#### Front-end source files

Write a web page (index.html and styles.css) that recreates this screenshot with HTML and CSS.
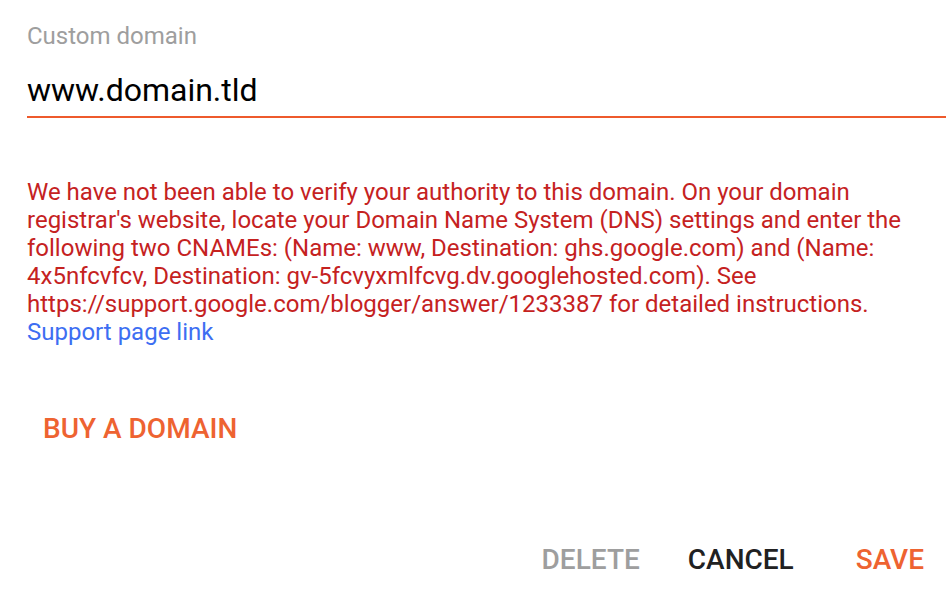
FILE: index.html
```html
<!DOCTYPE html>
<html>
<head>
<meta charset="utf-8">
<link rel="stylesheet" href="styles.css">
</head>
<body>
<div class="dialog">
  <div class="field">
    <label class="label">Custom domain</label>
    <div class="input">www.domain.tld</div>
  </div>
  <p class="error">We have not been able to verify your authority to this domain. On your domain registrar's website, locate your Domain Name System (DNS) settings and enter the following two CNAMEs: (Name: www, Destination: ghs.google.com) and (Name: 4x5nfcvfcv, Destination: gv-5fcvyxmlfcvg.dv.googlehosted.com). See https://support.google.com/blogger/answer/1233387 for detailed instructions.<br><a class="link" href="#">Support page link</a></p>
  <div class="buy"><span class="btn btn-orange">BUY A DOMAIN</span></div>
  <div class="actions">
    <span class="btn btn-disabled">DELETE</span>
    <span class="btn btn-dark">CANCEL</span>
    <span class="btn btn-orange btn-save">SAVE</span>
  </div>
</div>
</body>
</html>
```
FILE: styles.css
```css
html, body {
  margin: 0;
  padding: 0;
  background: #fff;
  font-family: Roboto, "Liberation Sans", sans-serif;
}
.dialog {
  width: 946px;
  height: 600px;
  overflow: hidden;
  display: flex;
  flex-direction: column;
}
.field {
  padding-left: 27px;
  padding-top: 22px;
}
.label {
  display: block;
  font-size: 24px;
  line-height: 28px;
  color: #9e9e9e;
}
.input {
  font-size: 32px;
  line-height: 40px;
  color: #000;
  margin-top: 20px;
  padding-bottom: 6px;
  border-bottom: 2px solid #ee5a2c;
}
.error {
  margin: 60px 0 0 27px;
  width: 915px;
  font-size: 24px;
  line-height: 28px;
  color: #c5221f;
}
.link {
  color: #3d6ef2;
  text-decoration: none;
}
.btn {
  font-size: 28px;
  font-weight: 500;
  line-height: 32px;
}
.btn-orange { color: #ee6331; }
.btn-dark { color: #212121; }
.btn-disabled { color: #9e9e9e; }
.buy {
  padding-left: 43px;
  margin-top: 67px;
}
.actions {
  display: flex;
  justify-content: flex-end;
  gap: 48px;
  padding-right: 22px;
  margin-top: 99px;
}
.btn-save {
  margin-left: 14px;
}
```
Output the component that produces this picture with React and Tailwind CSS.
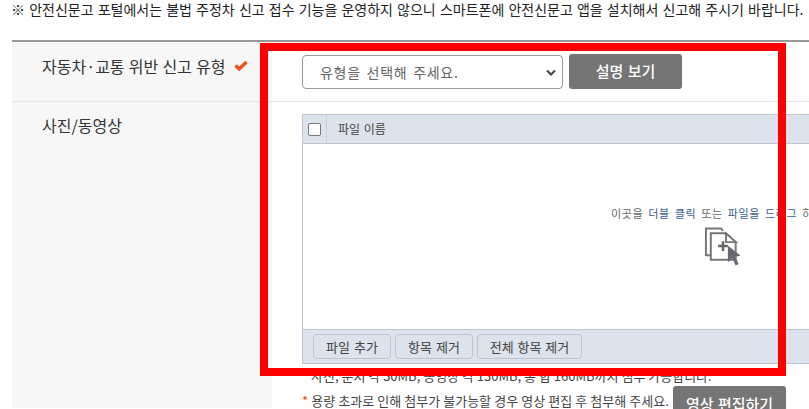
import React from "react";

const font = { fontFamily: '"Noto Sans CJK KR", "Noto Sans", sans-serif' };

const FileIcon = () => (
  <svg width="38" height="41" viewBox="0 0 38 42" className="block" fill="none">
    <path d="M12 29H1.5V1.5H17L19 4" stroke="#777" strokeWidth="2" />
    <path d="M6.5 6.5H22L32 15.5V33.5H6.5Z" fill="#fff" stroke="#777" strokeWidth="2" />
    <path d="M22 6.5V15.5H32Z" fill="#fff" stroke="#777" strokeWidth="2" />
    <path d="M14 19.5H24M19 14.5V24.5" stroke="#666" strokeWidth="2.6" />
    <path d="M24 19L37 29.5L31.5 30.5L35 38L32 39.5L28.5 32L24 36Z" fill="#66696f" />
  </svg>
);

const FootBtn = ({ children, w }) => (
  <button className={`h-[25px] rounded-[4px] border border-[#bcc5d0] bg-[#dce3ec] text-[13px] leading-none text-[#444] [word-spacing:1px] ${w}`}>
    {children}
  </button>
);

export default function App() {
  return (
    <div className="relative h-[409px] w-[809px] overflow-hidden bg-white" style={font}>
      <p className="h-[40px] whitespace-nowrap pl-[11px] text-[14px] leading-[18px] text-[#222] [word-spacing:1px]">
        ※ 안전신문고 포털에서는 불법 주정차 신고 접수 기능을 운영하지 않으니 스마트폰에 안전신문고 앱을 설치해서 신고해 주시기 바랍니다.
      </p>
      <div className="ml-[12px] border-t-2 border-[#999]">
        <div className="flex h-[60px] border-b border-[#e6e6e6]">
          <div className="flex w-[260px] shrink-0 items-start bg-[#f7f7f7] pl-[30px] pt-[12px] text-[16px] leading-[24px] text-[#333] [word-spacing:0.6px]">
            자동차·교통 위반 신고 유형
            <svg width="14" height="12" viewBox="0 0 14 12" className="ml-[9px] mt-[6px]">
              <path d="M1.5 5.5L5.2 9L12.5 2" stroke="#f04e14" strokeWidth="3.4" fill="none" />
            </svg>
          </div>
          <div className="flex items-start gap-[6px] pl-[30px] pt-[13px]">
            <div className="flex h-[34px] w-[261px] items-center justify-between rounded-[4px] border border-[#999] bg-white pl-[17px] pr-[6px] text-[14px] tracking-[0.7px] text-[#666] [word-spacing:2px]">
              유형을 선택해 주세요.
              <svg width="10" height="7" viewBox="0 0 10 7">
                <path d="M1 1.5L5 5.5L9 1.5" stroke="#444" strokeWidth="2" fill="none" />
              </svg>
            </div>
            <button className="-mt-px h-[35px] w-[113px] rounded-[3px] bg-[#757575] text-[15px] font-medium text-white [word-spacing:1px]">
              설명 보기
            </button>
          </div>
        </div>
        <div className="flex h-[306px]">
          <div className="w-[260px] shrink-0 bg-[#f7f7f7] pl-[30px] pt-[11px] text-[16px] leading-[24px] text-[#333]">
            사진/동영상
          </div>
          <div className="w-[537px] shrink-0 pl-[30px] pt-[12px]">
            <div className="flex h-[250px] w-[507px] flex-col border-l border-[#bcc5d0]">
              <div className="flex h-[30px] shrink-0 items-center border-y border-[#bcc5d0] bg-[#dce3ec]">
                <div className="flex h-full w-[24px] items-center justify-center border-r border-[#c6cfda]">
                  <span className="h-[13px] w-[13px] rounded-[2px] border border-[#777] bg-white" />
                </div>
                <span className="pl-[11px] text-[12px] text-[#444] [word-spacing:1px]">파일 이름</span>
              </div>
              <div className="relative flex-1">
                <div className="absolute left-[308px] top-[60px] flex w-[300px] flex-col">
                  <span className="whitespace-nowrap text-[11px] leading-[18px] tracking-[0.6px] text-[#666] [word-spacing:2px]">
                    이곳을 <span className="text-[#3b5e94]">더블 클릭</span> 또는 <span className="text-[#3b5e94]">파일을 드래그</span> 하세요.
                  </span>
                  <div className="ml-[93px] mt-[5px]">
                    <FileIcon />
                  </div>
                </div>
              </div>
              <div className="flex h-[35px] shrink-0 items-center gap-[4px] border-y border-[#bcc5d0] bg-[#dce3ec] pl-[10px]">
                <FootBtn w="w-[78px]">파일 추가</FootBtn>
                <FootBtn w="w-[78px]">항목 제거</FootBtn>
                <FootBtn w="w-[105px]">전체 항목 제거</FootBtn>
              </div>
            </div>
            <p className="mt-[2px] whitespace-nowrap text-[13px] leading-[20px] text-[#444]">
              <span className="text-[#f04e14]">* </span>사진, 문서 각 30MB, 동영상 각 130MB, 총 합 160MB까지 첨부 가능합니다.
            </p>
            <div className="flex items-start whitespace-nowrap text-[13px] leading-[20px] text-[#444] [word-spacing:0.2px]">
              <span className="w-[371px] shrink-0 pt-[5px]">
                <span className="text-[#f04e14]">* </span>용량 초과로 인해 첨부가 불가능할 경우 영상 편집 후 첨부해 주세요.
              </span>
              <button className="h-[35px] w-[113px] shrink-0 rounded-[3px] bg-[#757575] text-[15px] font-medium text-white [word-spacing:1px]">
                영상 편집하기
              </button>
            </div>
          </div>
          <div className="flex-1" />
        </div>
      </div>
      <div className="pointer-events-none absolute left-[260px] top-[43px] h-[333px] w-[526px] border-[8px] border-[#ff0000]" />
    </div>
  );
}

#### Objective
Leave out the pictures, and give all the records again exactly.

#### Task response
Write a web page (index.html and styles.css) that recreates this screenshot with HTML and CSS.
FILE: index.html
```html
<!DOCTYPE html>
<html>
<head>
<meta charset="utf-8">
<link rel="stylesheet" href="styles.css">
</head>
<body>
<div class="dialog">
  <div class="field">
    <label class="label">Custom domain</label>
    <div class="input">www.domain.tld</div>
  </div>
  <p class="error">We have not been able to verify your authority to this domain. On your domain registrar's website, locate your Domain Name System (DNS) settings and enter the following two CNAMEs: (Name: www, Destination: ghs.google.com) and (Name: 4x5nfcvfcv, Destination: gv-5fcvyxmlfcvg.dv.googlehosted.com). See https://support.google.com/blogger/answer/1233387 for detailed instructions.<br><a class="link" href="#">Support page link</a></p>
  <div class="buy"><span class="btn btn-orange">BUY A DOMAIN</span></div>
  <div class="actions">
    <span class="btn btn-disabled">DELETE</span>
    <span class="btn btn-dark">CANCEL</span>
    <span class="btn btn-orange btn-save">SAVE</span>
  </div>
</div>
</body>
</html>
```
FILE: styles.css
```css
html, body {
  margin: 0;
  padding: 0;
  background: #fff;
  font-family: Roboto, "Liberation Sans", sans-serif;
}
.dialog {
  width: 946px;
  height: 600px;
  overflow: hidden;
  display: flex;
  flex-direction: column;
}
.field {
  padding-left: 27px;
  padding-top: 22px;
}
.label {
  display: block;
  font-size: 24px;
  line-height: 28px;
  color: #9e9e9e;
}
.input {
  font-size: 32px;
  line-height: 40px;
  color: #000;
  margin-top: 20px;
  padding-bottom: 6px;
  border-bottom: 2px solid #ee5a2c;
}
.error {
  margin: 60px 0 0 27px;
  width: 915px;
  font-size: 24px;
  line-height: 28px;
  color: #c5221f;
}
.link {
  color: #3d6ef2;
  text-decoration: none;
}
.btn {
  font-size: 28px;
  font-weight: 500;
  line-height: 32px;
}
.btn-orange { color: #ee6331; }
.btn-dark { color: #212121; }
.btn-disabled { color: #9e9e9e; }
.buy {
  padding-left: 43px;
  margin-top: 67px;
}
.actions {
  display: flex;
  justify-content: flex-end;
  gap: 48px;
  padding-right: 22px;
  margin-top: 99px;
}
.btn-save {
  margin-left: 14px;
}
```
Output the component that produces this picture with React and Tailwind CSS.
import React from "react";

const font = { fontFamily: '"Noto Sans CJK KR", "Noto Sans", sans-serif' };

const FileIcon = () => (
  <svg width="38" height="41" viewBox="0 0 38 42" className="block" fill="none">
    <path d="M12 29H1.5V1.5H17L19 4" stroke="#777" strokeWidth="2" />
    <path d="M6.5 6.5H22L32 15.5V33.5H6.5Z" fill="#fff" stroke="#777" strokeWidth="2" />
    <path d="M22 6.5V15.5H32Z" fill="#fff" stroke="#777" strokeWidth="2" />
    <path d="M14 19.5H24M19 14.5V24.5" stroke="#666" strokeWidth="2.6" />
    <path d="M24 19L37 29.5L31.5 30.5L35 38L32 39.5L28.5 32L24 36Z" fill="#66696f" />
  </svg>
);

const FootBtn = ({ children, w }) => (
  <button className={`h-[25px] rounded-[4px] border border-[#bcc5d0] bg-[#dce3ec] text-[13px] leading-none text-[#444] [word-spacing:1px] ${w}`}>
    {children}
  </button>
);

export default function App() {
  return (
    <div className="relative h-[409px] w-[809px] overflow-hidden bg-white" style={font}>
      <p className="h-[40px] whitespace-nowrap pl-[11px] text-[14px] leading-[18px] text-[#222] [word-spacing:1px]">
        ※ 안전신문고 포털에서는 불법 주정차 신고 접수 기능을 운영하지 않으니 스마트폰에 안전신문고 앱을 설치해서 신고해 주시기 바랍니다.
      </p>
      <div className="ml-[12px] border-t-2 border-[#999]">
        <div className="flex h-[60px] border-b border-[#e6e6e6]">
          <div className="flex w-[260px] shrink-0 items-start bg-[#f7f7f7] pl-[30px] pt-[12px] text-[16px] leading-[24px] text-[#333] [word-spacing:0.6px]">
            자동차·교통 위반 신고 유형
            <svg width="14" height="12" viewBox="0 0 14 12" className="ml-[9px] mt-[6px]">
              <path d="M1.5 5.5L5.2 9L12.5 2" stroke="#f04e14" strokeWidth="3.4" fill="none" />
            </svg>
          </div>
          <div className="flex items-start gap-[6px] pl-[30px] pt-[13px]">
            <div className="flex h-[34px] w-[261px] items-center justify-between rounded-[4px] border border-[#999] bg-white pl-[17px] pr-[6px] text-[14px] tracking-[0.7px] text-[#666] [word-spacing:2px]">
              유형을 선택해 주세요.
              <svg width="10" height="7" viewBox="0 0 10 7">
                <path d="M1 1.5L5 5.5L9 1.5" stroke="#444" strokeWidth="2" fill="none" />
              </svg>
            </div>
            <button className="-mt-px h-[35px] w-[113px] rounded-[3px] bg-[#757575] text-[15px] font-medium text-white [word-spacing:1px]">
              설명 보기
            </button>
          </div>
        </div>
        <div className="flex h-[306px]">
          <div className="w-[260px] shrink-0 bg-[#f7f7f7] pl-[30px] pt-[11px] text-[16px] leading-[24px] text-[#333]">
            사진/동영상
          </div>
          <div className="w-[537px] shrink-0 pl-[30px] pt-[12px]">
            <div className="flex h-[250px] w-[507px] flex-col border-l border-[#bcc5d0]">
              <div className="flex h-[30px] shrink-0 items-center border-y border-[#bcc5d0] bg-[#dce3ec]">
                <div className="flex h-full w-[24px] items-center justify-center border-r border-[#c6cfda]">
                  <span className="h-[13px] w-[13px] rounded-[2px] border border-[#777] bg-white" />
                </div>
                <span className="pl-[11px] text-[12px] text-[#444] [word-spacing:1px]">파일 이름</span>
              </div>
              <div className="relative flex-1">
                <div className="absolute left-[308px] top-[60px] flex w-[300px] flex-col">
                  <span className="whitespace-nowrap text-[11px] leading-[18px] tracking-[0.6px] text-[#666] [word-spacing:2px]">
                    이곳을 <span className="text-[#3b5e94]">더블 클릭</span> 또는 <span className="text-[#3b5e94]">파일을 드래그</span> 하세요.
                  </span>
                  <div className="ml-[93px] mt-[5px]">
                    <FileIcon />
                  </div>
                </div>
              </div>
              <div className="flex h-[35px] shrink-0 items-center gap-[4px] border-y border-[#bcc5d0] bg-[#dce3ec] pl-[10px]">
                <FootBtn w="w-[78px]">파일 추가</FootBtn>
                <FootBtn w="w-[78px]">항목 제거</FootBtn>
                <FootBtn w="w-[105px]">전체 항목 제거</FootBtn>
              </div>
            </div>
            <p className="mt-[2px] whitespace-nowrap text-[13px] leading-[20px] text-[#444]">
              <span className="text-[#f04e14]">* </span>사진, 문서 각 30MB, 동영상 각 130MB, 총 합 160MB까지 첨부 가능합니다.
            </p>
            <div className="flex items-start whitespace-nowrap text-[13px] leading-[20px] text-[#444] [word-spacing:0.2px]">
              <span className="w-[371px] shrink-0 pt-[5px]">
                <span className="text-[#f04e14]">* </span>용량 초과로 인해 첨부가 불가능할 경우 영상 편집 후 첨부해 주세요.
              </span>
              <button className="h-[35px] w-[113px] shrink-0 rounded-[3px] bg-[#757575] text-[15px] font-medium text-white [word-spacing:1px]">
                영상 편집하기
              </button>
            </div>
          </div>
          <div className="flex-1" />
        </div>
      </div>
      <div className="pointer-events-none absolute left-[260px] top-[43px] h-[333px] w-[526px] border-[8px] border-[#ff0000]" />
    </div>
  );
}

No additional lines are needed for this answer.